The Ten Commandments of Writing #1: Thou Shalt Make Time To Write

(Cross-posted on the WriteClub blog)

Just about all writers have that encounter, sooner or later, at a party or some other social event where they get chatting to someone who asks that stock question, “what do you do?”. When they discover the answer is “writer”, the person says airily, “oh, I always wanted to write a book. If I could ever find the time.”

I’ve always believed that being a writer is not something anyone chooses to be, any more than we choose the colour of our eyes, or our skin, or whether we are left or right-handed. What we do choose, however, is whether or not to be a successful writer. And the first step in being a successful writer is finding time to write.

It’s the stock excuse for many aspiring writers: I could finish my book if only I had more time to write.
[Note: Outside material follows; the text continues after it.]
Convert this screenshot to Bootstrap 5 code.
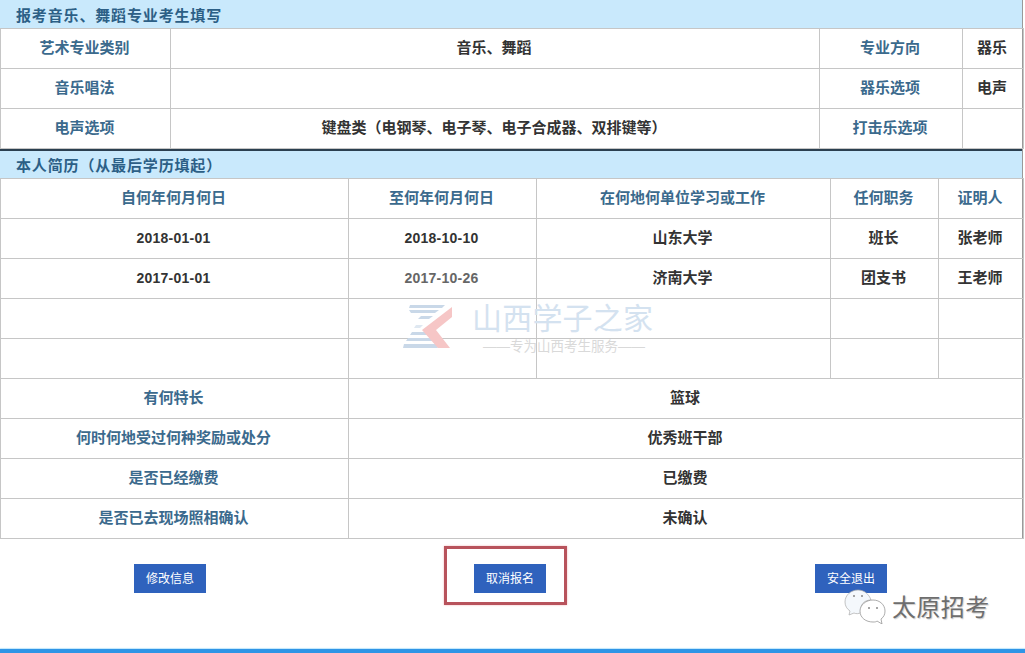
<!DOCTYPE html>
<html lang="zh-CN">
<head>
<meta charset="utf-8">
<title>报名信息</title>
<link rel="stylesheet" href="https://cdn.jsdelivr.net/npm/bootstrap@5.3.0/dist/css/bootstrap.min.css">
<style>
html,body{height:100%;overflow:hidden}
body{font-family:"Liberation Sans","Noto Sans CJK SC",sans-serif;background:#fff;font-size:15px}
.sheet{position:relative;width:1025px;height:653px;display:flex;flex-direction:column;overflow:hidden}
.form-wrap{width:1023px;border-right:1px solid #9a9a9a}
.band{height:28px;background:#c9e9fc;color:#2c5f86;font-weight:700;font-size:15px;letter-spacing:.85px;line-height:31px;padding-left:16px}
.band-second{height:29px;border-top:2px solid #2b3f50;line-height:29px}
.grid-tb{table-layout:fixed;width:1023px;margin:0;border-collapse:collapse;--bs-table-border-color:#c6c6c6}
.grid-tb td{height:40px;padding:0 2px 1px 0;text-align:center;vertical-align:middle;font-size:15px;font-weight:700;color:#333;border:1px solid #c6c6c6;line-height:36px}
.grid-tb tr:first-child td{border-top:1px solid #c6c6c6}
.grid-tb td.lab{color:#3b6a8d}
.grid-tb td.num{font-size:14px;letter-spacing:.25px;color:#333}
.grid-tb td.num-dim{color:#666}
.act-btn{background:#2f62bd;color:#fff;border:0;border-radius:0;width:72px;height:29px;font-size:12px;line-height:27px;padding:2px 0 0;font-weight:400}
.act-btn:hover{background:#2f62bd;color:#fff}
.act-row{display:flex;height:110px}
.act-cell{position:relative;padding-top:25px}
.act-a{width:340px;padding-left:134px}
.act-b{width:341px;padding-left:134px}
.act-c{padding-left:134px}
.red-box{position:absolute;left:104px;top:7px;width:123px;height:59px;border:3px solid #b8535c;box-shadow:0 0 2px #f3b7bb}
.foot-bar{height:4px;background:#2f95e6;box-shadow:0 -1px 1px #bfe6fb;margin-top:auto}
.wm-logo{position:absolute;left:403px;top:304px;width:50px;height:45px}
.wm-title{position:absolute;left:472px;top:298px;font-size:30px;line-height:42px;color:#d4e2f0;font-weight:400;letter-spacing:.2px}
.wm-sub{position:absolute;left:483px;top:338px;font-size:13.5px;line-height:18px;color:#d9d9d9;white-space:nowrap}
.wx-logo{position:absolute;left:844px;top:588px;width:42px;height:36px}
.wx-name{position:absolute;left:892px;top:590px;font-size:24px;line-height:36px;color:#6e6e6e;text-shadow:1px 1px 1px #cfcfcf;letter-spacing:.4px}
</style>
</head>
<body>
<div class="sheet">
  <div class="form-wrap">
    <div class="band">报考音乐、舞蹈专业考生填写</div>
    <table class="table table-bordered grid-tb">
      <colgroup><col style="width:170px"><col style="width:649px"><col style="width:143px"><col style="width:61px"></colgroup>
      <tbody>
        <tr><td class="lab">艺术专业类别</td><td>音乐、舞蹈</td><td class="lab">专业方向</td><td>器乐</td></tr>
        <tr><td class="lab">音乐唱法</td><td></td><td class="lab">器乐选项</td><td>电声</td></tr>
        <tr><td class="lab">电声选项</td><td>键盘类（电钢琴、电子琴、电子合成器、双排键等）</td><td class="lab">打击乐选项</td><td></td></tr>
      </tbody>
    </table>
    <div class="band band-second">本人简历（从最后学历填起）</div>
    <table class="table table-bordered grid-tb">
      <colgroup><col style="width:348px"><col style="width:188px"><col style="width:294px"><col style="width:108px"><col style="width:85px"></colgroup>
      <tbody>
        <tr><td class="lab">自何年何月何日</td><td class="lab">至何年何月何日</td><td class="lab">在何地何单位学习或工作</td><td class="lab">任何职务</td><td class="lab">证明人</td></tr>
        <tr><td class="num">2018-01-01</td><td class="num">2018-10-10</td><td>山东大学</td><td>班长</td><td>张老师</td></tr>
        <tr><td class="num">2017-01-01</td><td class="num num-dim">2017-10-26</td><td>济南大学</td><td>团支书</td><td>王老师</td></tr>
        <tr><td></td><td></td><td></td><td></td><td></td></tr>
        <tr><td></td><td></td><td></td><td></td><td></td></tr>
        <tr><td class="lab">有何特长</td><td colspan="4">篮球</td></tr>
        <tr><td class="lab">何时何地受过何种奖励或处分</td><td colspan="4">优秀班干部</td></tr>
        <tr><td class="lab">是否已经缴费</td><td colspan="4">已缴费</td></tr>
        <tr><td class="lab">是否已去现场照相确认</td><td colspan="4">未确认</td></tr>
      </tbody>
    </table>
  </div>
  <div class="act-row">
    <div class="act-cell act-a"><button type="button" class="btn act-btn">修改信息</button></div>
    <div class="act-cell act-b"><button type="button" class="btn act-btn">取消报名</button><span class="red-box"></span></div>
    <div class="act-cell act-c"><button type="button" class="btn act-btn">安全退出</button></div>
  </div>
  <div class="foot-bar"></div>

  <svg class="wm-logo" viewBox="0 0 50 45" aria-hidden="true">
    <g fill="#c9d8e8">
      <path d="M7 1H42L39 4H6Z"/>
      <path d="M6 6H36L32 9H8Z"/>
      <path d="M18 12H30L26 15H15Z"/>
      <path d="M13 21H20L17 24H11Z" opacity=".6"/>
      <path d="M9 28H26L28 31H7Z"/>
      <path d="M5 34H30L32 37H3Z"/>
      <path d="M1 40H33L35 44H0Z"/>
    </g>
    <path d="M49 3L19 26L35 44H47L33 26L49 13Z" fill="#f6c6c6"/>
  </svg>
  <div class="wm-title">山西学子之家</div>
  <div class="wm-sub">——专为山西考生服务——</div>

  <svg class="wx-logo" viewBox="0 0 42 36" aria-hidden="true">
    <path d="M18 24C15 17 20 12 27 12C25 6 20 2 14 2C7 2 1 7 1 14C1 18 3 21 6 23L5 27L10 25C12 26 15 26 18 24Z" fill="#f4f8fc" stroke="#aaa" stroke-width=".7"/>
    <path d="M29 12C22 12 16 17 16 23C16 30 22 34 29 34C31 34 32 34 33 33L38 36L37 31C40 29 41 26 41 23C41 17 36 12 29 12Z" fill="#fff" stroke="#888" stroke-width=".7"/>
    <circle cx="10" cy="8" r="1" fill="#888"/><circle cx="18" cy="8" r="1" fill="#888"/>
    <circle cx="25" cy="20" r="1" fill="#888"/><circle cx="33" cy="20" r="1" fill="#888"/>
  </svg>
  <div class="wx-name">太原招考</div>
</div>
<script src="https://cdn.jsdelivr.net/npm/bootstrap@5.3.0/dist/js/bootstrap.bundle.min.js"></script>
</body>
</html>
I used it myself for quite a long time. My first published novel, SUFFER THE CHILDREN, took me ten years to write. I used a variety of excuses to try to explain this, but really they were just excuses. Fledgling writers find excuses not to write for many reasons. The most common, if we’re honest with ourselves I think, is lack of confidence. But taking ten years to write a book is a luxury only afforded to the unpublished writer, or ironically, the very successful. If you’re Stephen King or JK Rowling, your loyal fans will probably wait ten years for the next book, if they had to, and still be there to buy the book at the end of it. For the rest of us, it’s worth bearing in mind that there are many writers out there to attract your potential readers when they get bored of waiting for you.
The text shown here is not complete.